WHAT IS BEING ASKED: Please list all lines of the material below in which the string "index" occurs.

DATASET SECTION:
* * *
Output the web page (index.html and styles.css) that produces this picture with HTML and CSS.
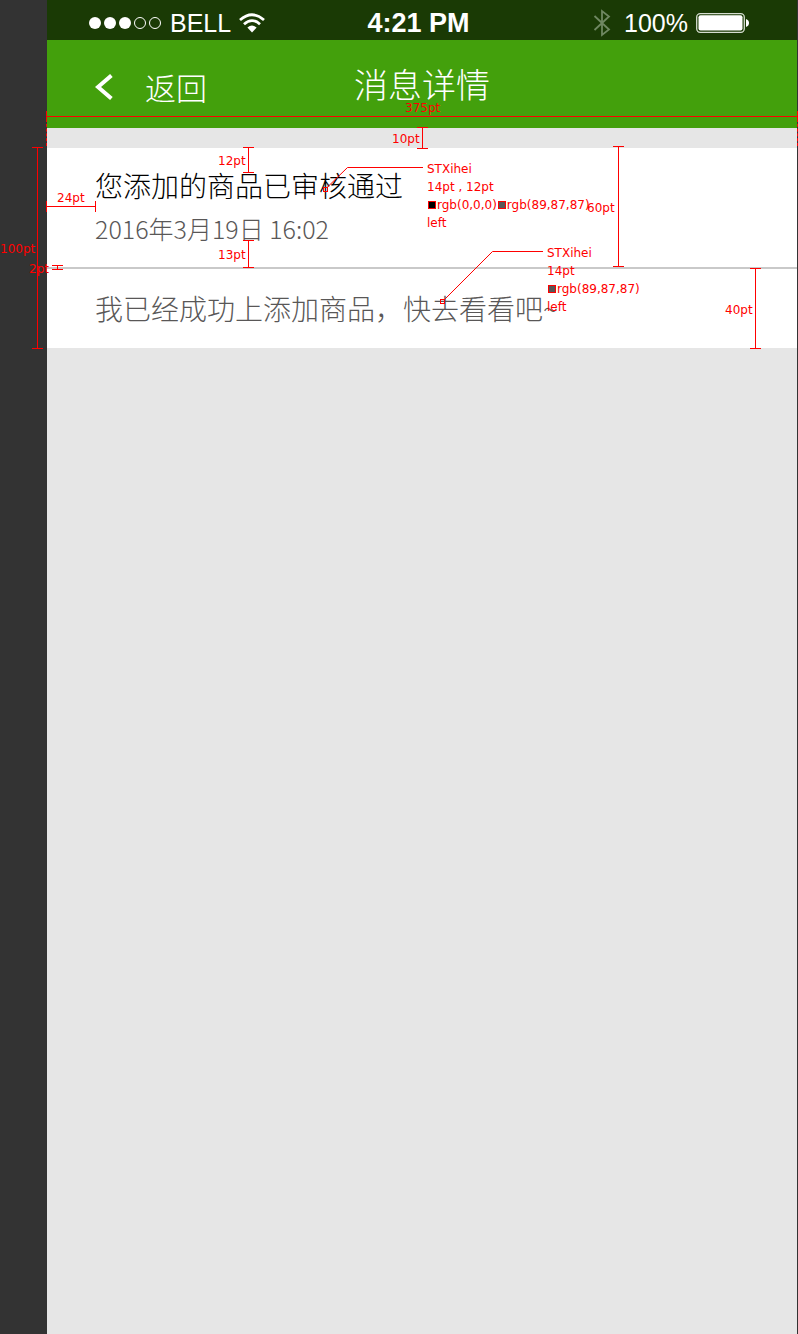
FILE: index.html
```html
<!DOCTYPE html>
<html lang="zh-CN">
<head>
<meta charset="utf-8">
<meta name="viewport" content="width=device-width, initial-scale=1">
<title>消息详情</title>
<link rel="stylesheet" href="styles.css">
</head>
<body>
<div class="board">
  <div class="screen">
    <div class="status">
      <div class="status-left">
        <svg width="74" height="14" viewBox="0 0 74 14" aria-hidden="true">
          <g fill="#fff"><circle cx="7" cy="7" r="6"/><circle cx="22" cy="7" r="6"/><circle cx="37" cy="7" r="6"/></g>
          <g fill="none" stroke="#fff"><circle cx="52" cy="7" r="5.5"/><circle cx="67" cy="7" r="5.5"/></g>
        </svg>
        <span class="carrier">BELL</span>
        <svg width="26" height="20" viewBox="0 0 26 20" aria-hidden="true">
          <g fill="none" stroke="#fff" stroke-width="2.8"><path d="M1 7Q13-3.6 25 7"/><path d="M5 11.2Q13 4 21 11.2"/></g>
          <path d="M8.4 14.6Q13 10.4 17.6 14.6L13 19.6Z" fill="#fff"/>
        </svg>
      </div>
      <span class="clock">4:21 PM</span>
      <div class="status-right">
        <svg width="18" height="28" viewBox="0 0 18 28" fill="none" stroke="#6f8762" stroke-width="1.8" aria-hidden="true"><path d="M1.5 7L16 20.5L9 26V2L16 7.5L1.5 21"/></svg>
        <div class="power">
          <span class="percent">100%</span>
          <svg width="53" height="20" viewBox="0 0 53 20" aria-hidden="true">
            <rect x=".7" y=".7" width="47.6" height="18.6" rx="3.5" fill="none" stroke="#d5ddd0" stroke-width="1.3"/>
            <rect x="2.5" y="2.2" width="44" height="15.4" rx="2" fill="#fff"/>
            <path d="M50 6Q53 7.2 53 10T50 14Z" fill="#fff"/>
          </svg>
        </div>
      </div>
    </div>
    <header class="nav">
      <button class="back" type="button">
        <svg width="18" height="26" viewBox="0 0 18 26" fill="none" stroke="#fff" stroke-width="4" aria-hidden="true"><path d="M16.4 1.5L3 13L16.4 24.5"/></svg>
        <span>返回</span>
      </button>
      <h1 class="title">消息详情</h1>
    </header>
    <main class="content">
      <article class="message">
        <header class="message-head">
          <h2 class="subject">您添加的商品已审核通过</h2>
          <time class="date" datetime="2016-03-19T16:02">2016年3月19日 16:02</time>
        </header>
        <p class="text">我已经成功上添加商品，快去看看吧~</p>
      </article>
    </main>
  </div>

  <div class="specs">
    <div class="across across-screen"></div>
    <div class="across across-inset"></div>
    <div class="guide guide-left"></div>
    <div class="guide guide-right"></div>
    <div class="up up-gap"></div>
    <div class="up up-top"></div>
    <div class="up up-bottom"></div>
    <div class="up up-head"></div>
    <div class="up up-text"></div>
    <div class="up up-card"></div>
    <div class="up up-rule"></div>
    <svg class="leaders" width="560" height="320" viewBox="0 0 560 320" fill="none" stroke="#f00" aria-hidden="true">
      <path d="M327 187.500L347.500 167.500H423"/><rect x="323.500" y="187.500" width="4" height="4"/>
      <path d="M444 300L492.500 251.500H543"/><rect x="440.500" y="299.500" width="4" height="4"/>
    </svg>
    <span class="label label-screen">375pt</span>
    <span class="label label-gap">10pt</span>
    <span class="label label-top">12pt</span>
    <span class="label label-inset">24pt</span>
    <span class="label label-bottom">13pt</span>
    <span class="label label-head">60pt</span>
    <span class="label label-text">40pt</span>
    <span class="label label-card">100pt</span>
    <span class="label label-rule">2pt</span>
    <div class="note note-head">
      <div>STXihei</div>
      <div>14pt , 12pt</div>
      <div class="colors"><i class="swatch black"></i><span>rgb(0,0,0)</span><i class="swatch gray"></i><span>rgb(89,87,87)</span></div>
      <div>left</div>
    </div>
    <div class="note note-text">
      <div>STXihei</div>
      <div>14pt</div>
      <div class="colors"><i class="swatch gray"></i><span>rgb(89,87,87)</span></div>
      <div>left</div>
    </div>
  </div>
</div>
</body>
</html>
```
FILE: styles.css
```css
* { box-sizing: border-box; }

body {
  margin: 0;
  background: #333;
  font-family: "Noto Sans CJK SC", sans-serif;
  font-weight: 300;
}

h1, h2, p { margin: 0; font-weight: 300; }
svg { display: block; flex: none; }

.board {
  position: relative;
  display: flex;
  min-height: 100vh;
  padding: 0 1px 0 47px;
}

.screen {
  flex: 1;
  min-width: 0;
  display: flex;
  flex-direction: column;
  background: #e6e6e6;
}

/* Status bar */
.status {
  display: grid;
  grid-template-columns: 1fr auto 1fr;
  align-items: center;
  height: 40px;
  padding: 5px 48px 0 41px;
  background: #1a3a05;
  color: #fff;
  font-family: "Liberation Sans", sans-serif;
  font-weight: 400;
  line-height: 28px;
}
.status-left, .status-right, .power { display: flex; align-items: center; }
.status-left, .power { gap: 8px; }
.status-right { justify-content: flex-end; gap: 13px; }
.carrier { font-size: 25px; }
.clock { font-size: 27px; font-weight: 700; }
.percent { font-size: 25px; }

/* Navigation bar */
.nav {
  display: grid;
  grid-template-columns: 1fr auto 1fr;
  align-items: center;
  height: 88px;
  padding: 0 48px;
  background: #43a00c;
  color: #fff;
}
.back {
  justify-self: start;
  display: flex;
  align-items: center;
  gap: 32px;
  padding: 6px 0 0;
  border: 0;
  background: none;
  color: inherit;
  font: inherit;
  font-size: 31px;
  line-height: 38px;
}
.title { font-size: 34px; line-height: 44px; }

/* Message */
.content { padding-top: 20px; }
.message { background: #fff; color: #595757; }
.message-head {
  display: flex;
  flex-direction: column;
  gap: 6px;
  padding: 17px 48px 22px;
  border-bottom: 2px solid #c9c9c9;
}
.subject { color: #000; font-size: 28px; line-height: 40px; }
.date { font-size: 25px; line-height: 34px; }
.text { padding: 19px 48px 20px; font-size: 28px; line-height: 40px; }

/* Dimension marks drawn over the screen */
.specs {
  position: absolute;
  inset: 0;
  overflow: hidden;
  pointer-events: none;
  color: #f00;
  font: 400 12px/18px "DejaVu Sans", sans-serif;
}
.specs > * { position: absolute; }
.up {
  width: 11px;
  border: solid #f00;
  border-width: 1px 0;
  background: linear-gradient(#f00, #f00) center / 1px 100% no-repeat;
}
.across {
  height: 11px;
  border: solid #f00;
  border-width: 0 1px;
  background: linear-gradient(#f00, #f00) center / 100% 1px no-repeat;
}
.across-screen { left: 46px; right: 0; top: 111px; }
.across-inset { left: 46px; width: 50px; top: 201px; }
.guide { top: 119px; height: 27px; border-left: 1px dashed #f00; }
.guide-left { left: 46px; }
.guide-right { right: 0; }
.up-gap { left: 417px; top: 127px; height: 22px; }
.up-top { left: 243px; top: 147px; height: 26px; }
.up-bottom { left: 243px; top: 240px; height: 28px; }
.up-head { left: 613px; top: 146px; height: 121px; }
.up-text { left: 750px; top: 268px; height: 81px; }
.up-card { left: 32px; top: 147px; height: 202px; }
.up-rule { left: 52px; top: 265px; height: 5px; }
.leaders { left: 0; top: 0; }

.label { white-space: nowrap; }
.label-screen { left: 405px; top: 99px; }
.label-gap { left: 392px; top: 130px; }
.label-top { left: 218px; top: 152px; }
.label-inset { left: 57px; top: 189px; }
.label-bottom { left: 218px; top: 246px; }
.label-head { left: 587px; top: 199px; }
.label-text { left: 725px; top: 301px; }
.label-card { left: 0; top: 240px; }
.label-rule { left: 29px; top: 260px; }

.note { white-space: nowrap; }
.note-head { left: 427px; top: 160px; }
.note-text { left: 547px; top: 244px; }
.colors { display: flex; align-items: center; gap: 1px; padding-left: 1px; }
.swatch { width: 8px; height: 8px; border: 1px solid #f00; }
.black { background: #000; }
.gray { background: #595757; }
```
* * *
SOLUTION TO THIS PROBLEM:
Output the web page (index.html and styles.css) that produces this picture with HTML and CSS.
FILE: index.html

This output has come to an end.